Jerry Mirskin Retires

By Kristen Gregg, February 23, 2022
After forty years of teaching, almost thirty of them at Ithaca College, Jerry Mirskin retired from his position as a professor of writing at the end of the fall 2021 semester.

After forty years of teaching, almost thirty of them at Ithaca College, Jerry Mirskin retired from his position as a professor of writing at the end of the fall 2021 semester. With specialties in poetry and composition theory, he created and taught many of the first versions of classes that have been a part of the Writing Department’s curriculum over the years. Among them are Composition Theory, an ethnographic writing class, and flash creative nonfiction.
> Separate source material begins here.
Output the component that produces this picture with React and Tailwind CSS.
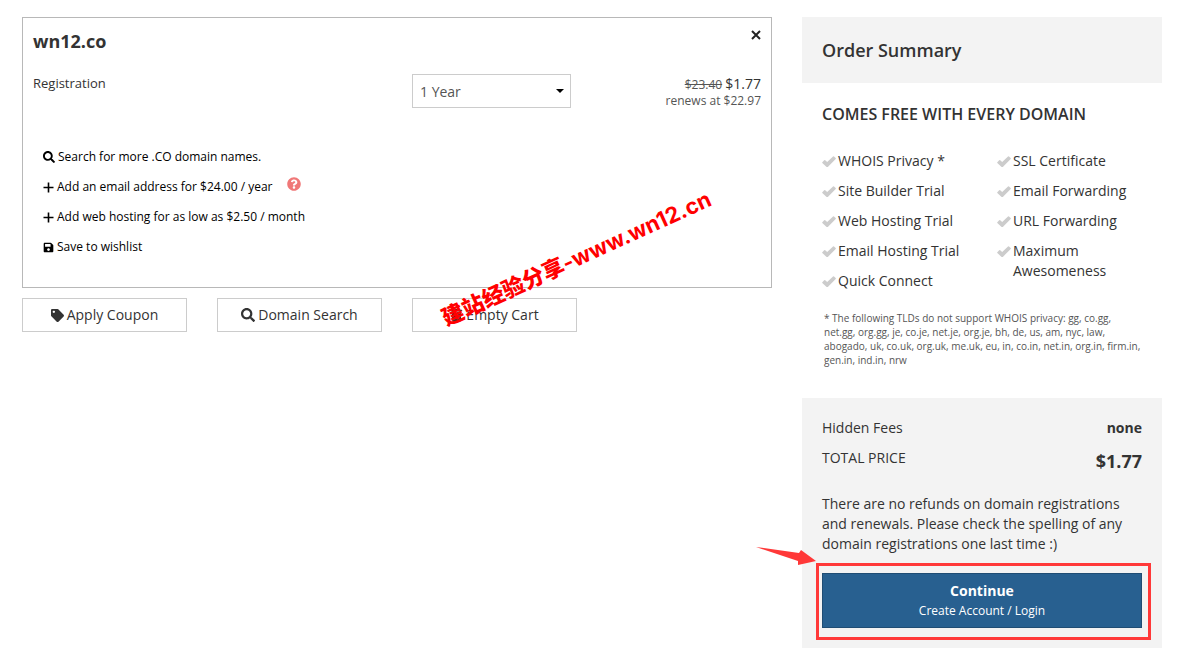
import { useState } from "react";
import { FaSearch, FaSave, FaTag, FaTrash, FaQuestionCircle } from "react-icons/fa";


const freeLeft = ["WHOIS Privacy *", "Site Builder Trial", "Web Hosting Trial", "Email Hosting Trial", "Quick Connect"];
const freeRight = ["SSL Certificate", "Email Forwarding", "URL Forwarding", "Maximum Awesomeness"];

const CheckIcon = () => (
	<svg viewBox="0 0 14 12" className="flex-none w-[14px] h-3 mt-[5px]" fill="#ccc">
		<path d="M0.3 6.2L2.2 4.2Q2.7 3.8 3.2 4.2L5.2 6L11 0.4Q11.5 0 12 0.4L13.7 2.1Q14 2.5 13.7 3L5.8 10.9Q5.2 11.3 4.6 10.9L0.3 7.1Q0 6.6 0.3 6.2Z" />
	</svg>
);

const PlusIcon = () => (
	<svg viewBox="0 0 11 11" className="size-[11px]" stroke="#000" strokeWidth="1.6">
		<path d="M5.5 0.5V10.5M0.5 5.5H10.5" />
	</svg>
);

const FeatureList = ({items}) => (
	<ul className="flex flex-col gap-[10px]">
		{items.map((item) => (
			<li key={item} className="flex gap-[2px] leading-5">
				<CheckIcon />
				<span>{item}</span>
			</li>
		))}
	</ul>
);

const ActionLink = ({icon, children}) => (
	<a href="#" className="flex items-center gap-[3px] h-[30px] w-max text-xs text-black">
		{icon}
		{children}
	</a>
);

const CartButton = ({icon, children}) => (
	<button className="flex items-center justify-center gap-[3px] h-[34px] bg-white border border-[#ccc] text-sm text-[#333]">
		{icon}
		{children}
	</button>
);

const CartItem = () => {
	let [term, setTerm] = useState("1");

	return (
		<div className="border border-[#b8b8b8] px-[10px] pt-[11px] pb-[25px]">
			<div className="flex justify-between items-start">
				<h2 className="text-lg leading-6 font-bold">wn12.co</h2>
				<button aria-label="Remove" className="flex size-[10px] mt-[1px]">
					<svg viewBox="0 0 10 10" className="size-[10px]" stroke="#222" strokeWidth="2">
						<path d="M1 1L9 9M9 1L1 9" />
					</svg>
				</button>
			</div>

			<div className="grid grid-cols-[379fr_159fr_190fr] mt-5">
				<label htmlFor="term" className="text-[13px] leading-5">Registration</label>
				<div className="relative mt-[1px]">
					<select id="term" value={term} onChange={(e) => setTerm(e.target.value)}
						className="appearance-none w-full h-[34px] pl-[7px] pt-[2px] bg-white border border-[#ccc] text-sm text-[#555]">
						<option value="1">1 Year</option>
						<option value="2">2 Years</option>
						<option value="5">5 Years</option>
					</select>
					<svg viewBox="0 0 8 4" className="absolute right-[7px] top-[15px] w-2 h-1 pointer-events-none">
						<path d="M0 0H8L4 4Z" />
					</svg>
				</div>
				<div className="text-right text-xs leading-4 text-[#555] pt-[3px]">
					<p><del>$23.40</del> <span className="text-sm leading-4 text-[#333]">$1.77</span></p>
					<p>renews at $22.97</p>
				</div>
			</div>

			{/* Extras */}
			<div className="mt-[33px] ml-[10px]">
				<ActionLink icon={<FaSearch className="size-3" />}>Search for more .CO domain names.</ActionLink>
				<div className="flex gap-[15px]">
					<ActionLink icon={<PlusIcon />}>Add an email address for $24.00 / year</ActionLink>
					<FaQuestionCircle className="size-[14px] mt-[5px] text-[#f07878]" />
				</div>
				<ActionLink icon={<PlusIcon />}>Add web hosting for as low as $2.50 / month</ActionLink>
				<ActionLink icon={<FaSave className="size-[11px]" />}>Save to wishlist</ActionLink>
			</div>
		</div>
	);
}

const OrderSummary = () => (
	<aside className="text-sm">
		<h2 className="bg-[#f3f3f3] px-5 py-[21px] text-lg leading-6 font-semibold">Order Summary</h2>

		<div className="px-5 pt-[19px] pb-[31px]">
			<h3 className="text-base leading-6 font-semibold">COMES FREE WITH EVERY DOMAIN</h3>
			<div className="grid grid-cols-[175fr_145fr] mt-[25px]">
				<FeatureList items={freeLeft} />
				<FeatureList items={freeRight} />
			</div>
			<p className="mt-5 ml-[2px] -mr-[2px] text-[10px] leading-[14px] text-[#555]">
				* The following TLDs do not support WHOIS privacy: gg, co.gg, net.gg, org.gg, je, co.je, net.je, org.je, bh, de, us, am, nyc, law, abogado, uk, co.uk, org.uk, me.uk, eu, in, co.in, net.in, org.in, firm.in, gen.in, ind.in, nrw
			</p>
		</div>

		<div className="bg-[#f3f3f3] px-5 pt-5 pb-5">
			<div className="flex justify-between leading-5">
				<span>Hidden Fees</span>
				<strong>none</strong>
			</div>
			<div className="flex justify-between items-start mt-[10px] leading-5">
				<span>TOTAL PRICE</span>
				<strong className="text-lg leading-[26px]">$1.77</strong>
			</div>
			<p className="mt-5 leading-5">
				There are no refunds on domain registrations and renewals. Please check the spelling of any domain registrations one last time :)
			</p>
			<div className="relative mt-[19px]">
				<button className="block w-full h-[55px] pt-[1px] bg-[#286090] border border-[#204d74] text-white">
					<span className="block font-bold leading-5">Continue</span>
					<span className="block text-xs leading-5">Create Account / Login</span>
				</button>
				<div className="absolute -top-[10px] -bottom-3 -left-[6px] -right-[9px] border-3 border-[#ff3838] pointer-events-none" />
				<svg viewBox="0 0 60 20" className="absolute -left-[66px] -top-[27px] w-[60px] h-5" fill="#ff3838">
					<path d="M0 1L43 7L45 4L60 15L42 19L42 15Z" />
				</svg>
			</div>
		</div>
	</aside>
);

const App = () => (
	<main className="grid grid-cols-[25fr_12fr] gap-[30px] items-start pt-[17px] pl-[22px] pr-[25px] pb-1 font-['Open_Sans',sans-serif] text-[#333]">
		<div className="relative">
			<CartItem />
			<div className="grid grid-cols-4 gap-[30px] mt-[10px]">
				<CartButton icon={<FaTag className="size-[13px]" />}>Apply Coupon</CartButton>
				<CartButton icon={<FaSearch className="size-[14px]" />}>Domain Search</CartButton>
				<CartButton icon={<FaTrash className="size-[13px]" />}>Empty Cart</CartButton>
			</div>
			{/* Watermark */}
			<div className="absolute left-[426px] bottom-[2px] origin-bottom-left -rotate-[24.5deg] flex items-baseline whitespace-nowrap leading-6 text-[#ff0000] pointer-events-none">
				<span className="text-[22px] font-black font-['Noto_Sans_CJK_SC',sans-serif]">建站经验分享</span>
				<span className="text-[22px] font-bold font-['Inter',sans-serif]">-www.wn12.cn</span>
			</div>
		</div>
		<OrderSummary />
	</main>
);

export default App;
Outside of developing classes, he has created memorable and involved lessons for his students over the years. He says he “was very proud to have involved my students in learning experiences that engaged them not only as writing students, but as responsible citizens.” In one instance, he paired them up as mentors with residents at the local juvenile detention center, Finger Lakes Residential Center, where he spent part of his summers tutoring. At the end of the year, he was invited by the principal at the detention center to deliver a commencement address at the end of the residents’ school year. 

In addition, he connected his advanced poetry students with the exiled Chinese poet Yi Ping, who was the first writer sponsored by the Ithaca City of Asylum. His students met with Yi Ping at Mirskin’s house where they translated Ping’s poetry into English with the help of Ping’s wife.

Amy Monticello, who studied and eventually taught at Ithaca College, remembers Mirskin in the classroom fondly: “He used his voice to help us locate a poem's discoveries and to show us the limits of articulation — he showed us where the poem gestured at what we have no language for, only sound as embodiment.” She, too, believes in Mirskin’s belief that writing is public. “He taught us to recognize the small moments that contain what is possible between people, between different versions of ourselves, between ourselves and our environments.”

Mirskin will miss many of his students that he had the chance to grow close to and remain in contact with, saying: “the classroom moment often focused my attention in a way that I felt was important and real.”

Outside of the classroom, Mirskin has published poems in numerous anthologies, among them including In Roots & Flowers: Poets Write About Their Families; The Prairie Schooner Anthology of Contemporary American Jewish Poetry; the Bloomsbury Anthology of Contemporary Jewish American Poetry; The Working Poet II; and The Heart is Improvisational. He has also published multiple books with Mammoth Books with one of them, Picture a Gate Hanging Open and Let that Gate be the Sun, winning the Mammoth Books Prize for Poetry.

Cory Brown, a writing professor with a focus in poetry, believes that Mirskin is “a wonderful poet — a reader can always expect remarkably unique expressions couched most often in interesting and sometimes humorous narratives that read like prayers, like votive offerings to the god of love and human connection.”

As Mirskin looks toward his life in retirement, he looks forward to traveling and learning, but perhaps most importantly, to “being worthy in the roles of child, parent, partner, and friend.”


 

“He taught us to recognize the small moments that contain what is possible between people, between different versions of ourselves, between ourselves and our environments.”